Scorpions' Dance by intelligence expert and investigative journalist Jefferson Morley reveals the Watergate scandal in a completely new light: as the culmination of a concealed, deadly power struggle between President Richard Nixon and CIA Director Richard Helms. Nixon and Helms went back decades; both were 1950s Cold Warriors, and both knew secrets about the disastrous Bay of Pigs invasion of Cuba as well as off-the-books American government and CIA plots to remove Fidel Castro and other leaders in Latin America. Both had enough information on each other to ruin their careers.

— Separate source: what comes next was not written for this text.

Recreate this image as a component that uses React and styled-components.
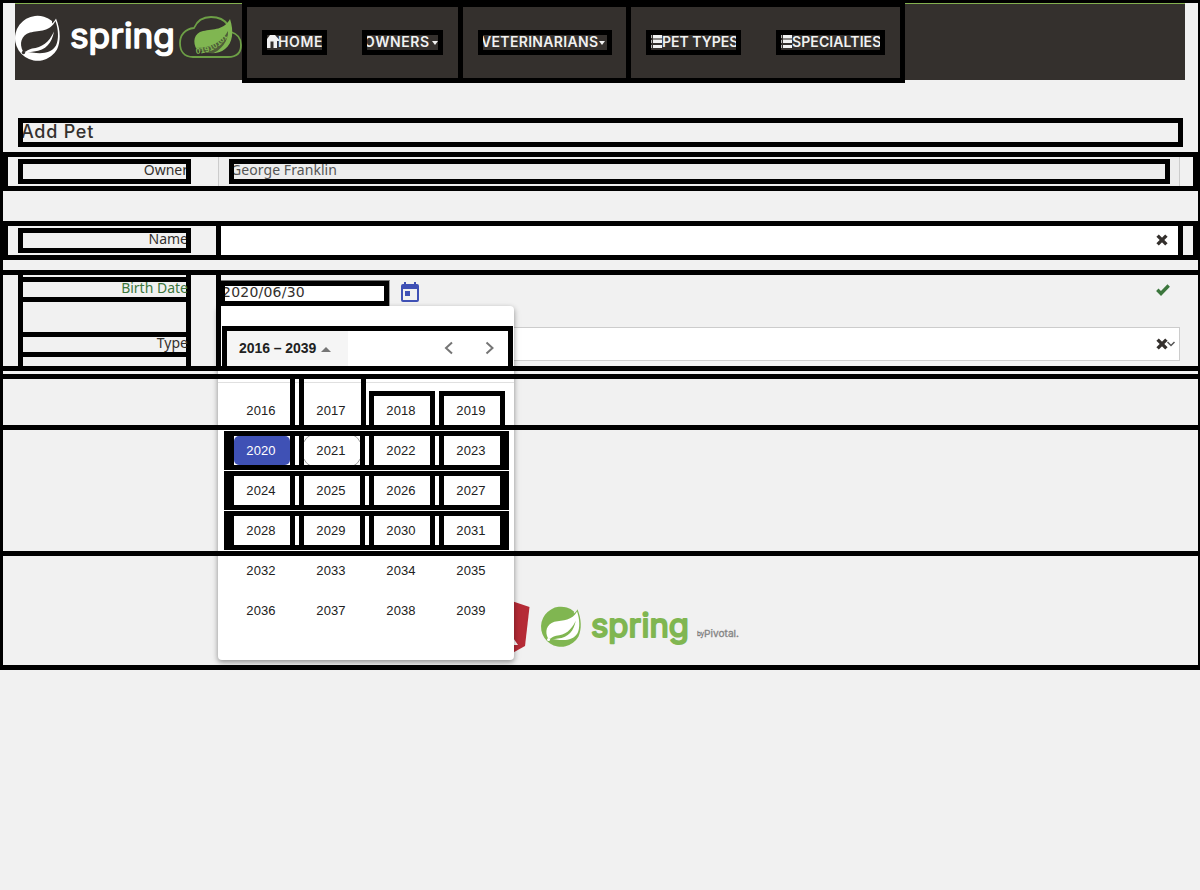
import React from "react";
import styled, { createGlobalStyle, css } from "styled-components";

const Global = createGlobalStyle`
  * { box-sizing: border-box; }
  body { margin: 0; background: #f1f1f1; font-family: "Noto Sans", sans-serif; font-size: 14px; color: #34302d; overflow: hidden; }
`;

const Page = styled.div`
  width: 1200px;
  height: 890px;
`;

const Frame = styled.main`
  position: relative;
  display: flex;
  flex-direction: column;
  height: 670px;
  border: solid #000;
  border-width: 3px 2px 5px 3px;
`;

const Header = styled.header`
  display: flex;
  align-items: flex-start;
  width: 1170px;
  height: 77px;
  flex: none;
  margin-left: 12px;
  border-top: 1px solid #84b04f;
  background: #34302d;
`;

const Brand = styled.div`
  width: 227px;
  height: 76px;
  svg { display: block; }
`;

const Nav = styled.nav`
  display: flex;
  width: 663px;
  height: 80px;
  margin-top: -1px;
  border: 5px solid #000;
  border-top-width: 4px;
`;

const NavGroup = styled.div`
  display: flex;
  gap: 35px;
  width: ${(p) => p.$width}px;
  padding: 23px 0 0 15px;
  flex: none;
  & + & { border-left: 5px solid #000; }
`;

const NavItem = styled.a`
  display: flex;
  align-items: flex-start;
  width: ${(p) => p.$width}px;
  height: 25px;
  flex: none;
  border: 5px solid #000;
  overflow: hidden;
  color: #f1f1f1;
  font: 600 14px/14px Inter, sans-serif;
  white-space: nowrap;
  svg { flex: none; }
`;

const NavText = styled.span`
  margin-left: ${(p) => p.$shift || 0}px;
  letter-spacing: ${(p) => p.$track || 0}px;
`;

const Caret = styled.i`
  flex: none;
  margin: 6px 0 0 ${(p) => p.$gap}px;
  border: 3.5px solid transparent;
  border-top: 4px solid #f1f1f1;
  border-bottom: 0;
`;

const Title = styled.h2`
  width: 1165px;
  height: 29px;
  flex: none;
  margin: 38px 0 0 15px;
  border: 5px solid #000;
  overflow: hidden;
  font: 500 18px/17px Inter, sans-serif;
  letter-spacing: 0.75px;
  text-indent: -2px;
`;

const Row = styled.div`
  display: flex;
  height: 39px;
  flex: none;
  margin-top: ${(p) => p.$top}px;
  padding-left: 10px;
  border: 5px solid #000;
`;

const labelText = css`
  height: 25px;
  color: ${(p) => (p.$valid ? "#3c763d" : "#34302d")};
  line-height: 11px;
  text-align: right;
  overflow: hidden;
  white-space: nowrap;
  span { display: block; margin-right: -2px; }
`;

const Label = styled.label`
  ${labelText}
  width: 173px;
  flex: none;
  margin-top: 2px;
  border: 5px solid #000;
`;

const StackLabel = styled.label`
  ${labelText}
  overflow: visible;
  border: solid #000;
  border-width: 5px 0;
`;

const ReadOnly = styled.div`
  width: 962px;
  margin-left: 27px;
  padding: 2px 0 0 10px;
  border: solid #ccc;
  border-width: 0 1px;
  background: #ededed;
`;

const ReadOnlyValue = styled.div`
  width: 941px;
  height: 25px;
  border: 5px solid #000;
  overflow: hidden;
  color: #555;
  line-height: 11px;
  text-indent: -3px;
  letter-spacing: 0.07px;
`;

const TextField = styled.div`
  display: flex;
  align-items: flex-start;
  justify-content: flex-end;
  width: 967px;
  margin-left: 25px;
  padding: 8px 10px 0 0;
  border: solid #000;
  border-width: 0 5px;
  background: #fff;
`;

const TallRow = styled.div`
  display: flex;
  height: 101px;
  flex: none;
  margin-top: 10px;
  padding-left: 15px;
  border: solid #000;
  border-width: 5px 0;
`;

const LabelColumn = styled.div`
  display: flex;
  flex-direction: column;
  gap: 30px;
  width: 173px;
  padding-top: 2px;
  border: solid #000;
  border-width: 0 5px;
`;

const Fields = styled.div`
  width: 964px;
  margin-left: 25px;
  padding-top: 5px;
  border-left: 5px solid #000;
`;

const DateLine = styled.div`
  display: flex;
  height: 26px;
  svg { flex: none; }
`;

const DateInput = styled.div`
  width: 169px;
  border-top: 1px solid #767676;
  border-right: 1px solid #999;
`;

const DateValue = styled.div`
  height: 25px;
  border: 5px solid #000;
  border-left-width: 4px;
  background: #fff;
  overflow: hidden;
  line-height: 13px;
  letter-spacing: 0.22px;
  text-indent: -3px;
  font-family: "DejaVu Sans", sans-serif;
`;

const Select = styled.div`
  display: flex;
  align-items: center;
  justify-content: flex-end;
  width: 959px;
  height: 34px;
  margin-top: 21px;
  padding-right: 3px;
  border: 1px solid #ccc;
  background: #fff;
`;

const Section = styled.div`
  height: ${(p) => p.$height}px;
  flex: none;
  margin-top: ${(p) => p.$top || 0}px;
  border: solid #000;
  border-width: ${(p) => (p.$top ? "5px 0" : "0 0 5px")};
`;

const Footer = styled.footer`
  height: 109px;
  padding-left: 471px;
  svg { display: block; }
`;

const Picker = styled.section`
  position: absolute;
  left: 215px;
  top: 303px;
  width: 296px;
  height: 354px;
  border-radius: 4px;
  background: #fff;
  box-shadow: 0 2px 5px rgba(0, 0, 0, 0.32), 0 3px 8px rgba(0, 0, 0, 0.12);
  font-family: "Liberation Sans", Arial, sans-serif;
  color: #212121;
`;

const PickerTop = styled.div`
  height: 60px;
  padding: 20px 1px 0 1px;
  border-left: 3px solid #000;
`;

const PickerHeader = styled.div`
  display: flex;
  align-items: center;
  height: 40px;
  padding-right: 9px;
  border: 5px solid #000;
  border-bottom: 0;
  svg { display: block; margin-top: -1px; }
`;

const PeriodButton = styled.div`
  display: flex;
  align-items: center;
  width: 121px;
  height: 35px;
  margin-right: auto;
  padding: 0 0 2px 12px;
  background: #f5f5f5;
  font-size: 14px;
  font-weight: 700;
  letter-spacing: -0.06px;
  white-space: nowrap;
`;

const UpCaret = styled.i`
  margin: 4px 0 0 5px;
  border: 5px solid transparent;
  border-top: 0;
  border-bottom-color: #757575;
`;

const Bar = styled.div`
  height: 5px;
  margin-top: ${(p) => p.$top || 0}px;
  background: #000;
`;

const FirstYears = styled.div`
  display: flex;
  gap: 4px;
  height: 46px;
  padding-left: 11px;
  background: linear-gradient(#e0e0e0, #e0e0e0) 0 3px / 100% 1px no-repeat;
`;

const yearText = css`
  display: flex;
  justify-content: center;
  width: 66px;
  flex: none;
  font-size: 13px;
  line-height: 15px;
  letter-spacing: 0.1px;
`;

const FirstYear = styled.div`
  ${yearText}
  width: ${(p) => p.$width || 66}px;
  height: ${(p) => (p.$boxed ? 34 : 46)}px;
  margin: ${(p) => (p.$boxed ? 12 : 0)}px ${(p) => (p.$width ? -1 : 0)}px 0 0;
  padding: ${(p) => (p.$boxed ? 7 : 24)}px ${(p) => (p.$width ? 3 : 2)}px 0 ${(p) => (p.$open ? 5 : 0)}px;
  border: solid #000;
  border-width: ${(p) => (p.$boxed ? 5 : 0)}px 5px 0 ${(p) => (p.$open ? 0 : 5)}px;
`;

const YearRow = styled.div`
  display: flex;
  gap: 4px;
  width: 285px;
  height: 39px;
  margin: 1px 0 0 6px;
  border: 5px solid #000;
  border-right-width: 4px;
`;

const YearCell = styled.div`
  ${yearText}
  border: solid #000;
  border-width: 0 5px;
`;

const YearPill = styled.span`
  width: 56px;
  height: 29px;
  overflow: hidden;
  display: flex;
  justify-content: center;
  padding: 7px 2px 0 0;
  color: ${(p) => (p.$state === "selected" ? "#fff" : "inherit")};
  background: ${(p) => (p.$state === "selected" ? "#3f51b5" : "transparent")};
  border-radius: ${(p) => (p.$state === "selected" ? "5px" : "0")};
  position: relative;
  &::before {
    content: "";
    display: ${(p) => (p.$state === "today" ? "block" : "none")};
    position: absolute;
    inset: -3px -2px;
    border: 1px solid #9e9e9e;
    border-radius: 15px;
  }
`;

const PlainYears = styled.div`
  display: grid;
  grid-template-columns: repeat(4, 66px);
  grid-auto-rows: 40px;
  column-gap: 4px;
  padding: 7px 0 0 10px;
`;

const PlainYear = styled.span`
  ${yearText}
`;

const HomeIcon = () => (
  <svg width="12" height="15" viewBox="0 0 12 15" fill="#f1f1f1">
    <path d="M0 4 3 0H8L12 4.500V6H10V13H6.500V6.500H3.500V13H0Z" />
  </svg>
);

const ListIcon = () => (
  <svg width="11" height="15" viewBox="0 0 11 15" fill="#f1f1f1">
    <path d="M2 0h9v3H2zM2 5h9v3H2zM2 10h9v3H2z" />
    <path d="M0 0h1v3H0zM0 5h1v3H0zM0 10h1v3H0z" opacity=".7" />
    <path d="M2 3h9v2H2z" opacity=".45" />
  </svg>
);

const RemoveIcon = () => (
  <svg width="12" height="12" viewBox="0 0 12 12">
    <path d="m1.600 1.600 8.800 8.800M10.400 1.600l-8.800 8.800" stroke="#34302d" strokeWidth="3.400" />
  </svg>
);

const CheckIcon = styled.svg`
  margin: 4px 0 0 737px;
`;

const Leaf = ({ disc, leaf }) => (
  <>
    <path d="M37 5.500A22.500 22.500 0 1 0 42 34C46 25 45.500 14 41 3C40 5 39 6 37 8Z" fill={disc} />
    <path d="M40.500 5.500C43.500 14 44 24 41 30C36 38 27 38.500 17 37L8 36C4 28 6 20 15 17C25 15 35 16 40.500 5.500Z" fill={leaf} />
    <path d="M17 33C27 32 34 27 39 16C37 27 31 35 19 36L9 37.500C11 36 13 34 17 33Z" fill={disc} />
    <circle cx="8.500" cy="37" r="1.700" fill={leaf} />
  </>
);

const BrandLogo = () => (
  <svg width="227" height="76" viewBox="0 0 227 76">
    <g transform="translate(0 11.500)"><Leaf disc="#fff" leaf="#34302d" /></g>
    <text x="55" y="44" textLength="105" lengthAdjust="spacingAndGlyphs" fill="#fff" stroke="#fff" strokeWidth="1.500" strokeLinejoin="round" fontFamily="Inter, sans-serif" fontSize="34" fontWeight="400">spring</text>
    <path d="M178 53C169 53 165 47 165 39C165 31 170 25 179 24C182 17 188 13 196 13C203 13 209 15 213 21M216 28C223 30 226 35 226 41C226 49 221 53 213 53H177" fill="none" stroke="#6d9f46" strokeWidth="1.800" />
    <path d="M215 15C219 27 218 39 210 45C203 51 191 50 182 46C177 38 179 29 188 27C199 25 209 26 215 15Z" fill="#80b651" />
    <path id="leaf-band" d="M181 50Q202 49 214 31" fill="none" />
    <path d="M180 44C195 44 207 38 213 27C214 36 206 47 196 50H180Z" fill="#34302d" opacity=".65" />
    <text fill="#80b651" fontFamily="Liberation Sans, sans-serif" fontSize="8.500" fontWeight="700"><textPath href="#leaf-band">01910101</textPath></text>
  </svg>
);

const FooterLogos = () => (
  <svg width="270" height="109" viewBox="474 556 270 109">
    <path d="M500 597 529.500 607 525 646 500 660Z" fill="#b52b36" />
    <path d="M500 619 518 645H508L500 637Z" fill="#fff" />
    <g transform="translate(541 606.500) scale(.89)"><Leaf disc="#80b651" leaf="#fff" /></g>
    <text x="591" y="636.500" textLength="98" lengthAdjust="spacingAndGlyphs" fill="#80b651" stroke="#80b651" strokeWidth="2" strokeLinejoin="round" fontFamily="Inter, sans-serif" fontSize="33" fontWeight="400">spring</text>
    <text x="697" y="636" textLength="7" lengthAdjust="spacingAndGlyphs" fill="#777" stroke="#777" strokeWidth=".3" fontFamily="Open Sans, sans-serif" fontSize="7">by</text>
    <text x="704" y="636.500" textLength="35" lengthAdjust="spacingAndGlyphs" fill="#858585" stroke="#858585" strokeWidth=".3" fontFamily="Inter, sans-serif" fontSize="9.500">Pivotal.</text>
  </svg>
);

const CalendarIcon = styled.svg`
  margin: 2px 0 0 11px;
`;

const ArrowIcon = styled.svg`
  margin-left: ${(p) => p.$gap || 0}px;
`;

const SelectArrow = styled.svg`
  margin-left: -2px;
`;

const yearRows = [
  [2020, 2021, 2022, 2023],
  [2024, 2025, 2026, 2027],
  [2028, 2029, 2030, 2031],
];
const yearState = { 2020: "selected", 2021: "today" };
const laterYears = [2032, 2033, 2034, 2035, 2036, 2037, 2038, 2039];

function YearPicker() {
  return (
    <Picker>
      <PickerTop>
        <PickerHeader>
          <PeriodButton>2016 – 2039<UpCaret /></PeriodButton>
          <ArrowIcon width="20" height="20" viewBox="0 0 20 20"><path d="m13 4.500-6 5.500 6 5.500" fill="none" stroke="#757575" strokeWidth="2" /></ArrowIcon>
          <ArrowIcon $gap={20} width="20" height="20" viewBox="0 0 20 20"><path d="m7.500 4.500 6 5.500-6 5.500" fill="none" stroke="#757575" strokeWidth="2" /></ArrowIcon>
        </PickerHeader>
      </PickerTop>
      <Bar />
      <Bar $top={3} />
      <FirstYears>
        <FirstYear $open>2016</FirstYear>
        <FirstYear $width={67}>2017</FirstYear>
        <FirstYear $boxed>2018</FirstYear>
        <FirstYear $boxed>2019</FirstYear>
      </FirstYears>
      <Bar />
      {yearRows.map((row) => (
        <YearRow key={row[0]}>
          {row.map((y) => (
            <YearCell key={y}><YearPill $state={yearState[y]}>{y}</YearPill></YearCell>
          ))}
        </YearRow>
      ))}
      <Bar $top={1} />
      <PlainYears>
        {laterYears.map((y) => <PlainYear key={y}>{y}</PlainYear>)}
      </PlainYears>
    </Picker>
  );
}

export default function App() {
  return (
    <Page>
      <Global />
      <Frame>
        <Header>
          <Brand><BrandLogo /></Brand>
          <Nav>
            <NavGroup $width={211}>
              <NavItem $width={65}><HomeIcon /><NavText $shift={-1} $track={0.6}>HOME</NavText></NavItem>
              <NavItem $width={81}><NavText $shift={-3} $track={0.6}>OWNERS</NavText><Caret $gap={2} /></NavItem>
            </NavGroup>
            <NavGroup $width={168}>
              <NavItem $width={134}><NavText $shift={-2} $track={0.33}>VETERINARIANS</NavText><Caret $gap={1} /></NavItem>
            </NavGroup>
            <NavGroup $width={274}>
              <NavItem $width={95}><ListIcon /><NavText>PET TYPES</NavText></NavItem>
              <NavItem $width={109}><ListIcon /><NavText $track={0.1}>SPECIALTIES</NavText></NavItem>
            </NavGroup>
          </Nav>
        </Header>
        <Title>Add Pet</Title>
        <Row $top={5}>
          <Label><span>Owner</span></Label>
          <ReadOnly><ReadOnlyValue>George Franklin</ReadOnlyValue></ReadOnly>
        </Row>
        <Row $top={30}>
          <Label><span>Name</span></Label>
          <TextField><RemoveIcon /></TextField>
        </Row>
        <TallRow>
          <LabelColumn>
            <StackLabel $valid><span>Birth Date</span></StackLabel>
            <StackLabel><span>Type</span></StackLabel>
          </LabelColumn>
          <Fields>
            <DateLine>
              <DateInput><DateValue>2020/06/30</DateValue></DateInput>
              <CalendarIcon width="18" height="20" viewBox="0 0 18 20">
                <path d="M3 0h2v2h8V0h2v2h1a2 2 0 0 1 2 2v14a2 2 0 0 1-2 2H2a2 2 0 0 1-2-2V4a2 2 0 0 1 2-2h1ZM2 7v11h14V7ZM4 9h5v5H4Z" fillRule="evenodd" fill="#3f51b5" />
              </CalendarIcon>
              <CheckIcon width="14" height="12" viewBox="0 0 14 12">
                <path d="m1.300 5.800 3.700 3.700L12.700 1.500" fill="none" stroke="#3c763d" strokeWidth="3.400" />
              </CheckIcon>
            </DateLine>
            <Select>
              <RemoveIcon />
              <SelectArrow width="10" height="12" viewBox="0 0 10 12">
                <path d="m1.500 4 3.500 3.500L8.500 4" fill="none" stroke="#555" strokeWidth="1.500" />
              </SelectArrow>
            </Select>
          </Fields>
        </TallRow>
        <Section $top={3} $height={56} />
        <Section $height={126} />
        <Footer><FooterLogos /></Footer>
        <YearPicker />
      </Frame>
    </Page>
  );
}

A consistently engaging and sometimes riveting history ... Scorpions’ Dance takes its time getting to Watergate, and by then, the reader can’t help but feel that the burglary and its subsequent cover-up are among the administration’s lesser abuses of American democracy ... We may face a new set of threats to American democracy, but works like Scorpions’ Dance remind us that this democracy has always been something of an illusion.
This thoroughly researched book also draws on recorded conversations between Nixon and Helms that took place between February 1971 and June 1972 ... With a complex cast of characters, Cold War espionage, and tense courtroom drama, Morley’s timely book will appeal to readers seeking an in-depth understanding of both Watergate and CIA history.
Morley shares more of his insights into the role of the CIA in America’s recent history ... The centrality of Nixon and Helms to so many pivotal moments in history makes Morley’s revelations about their sparring even more intriguing.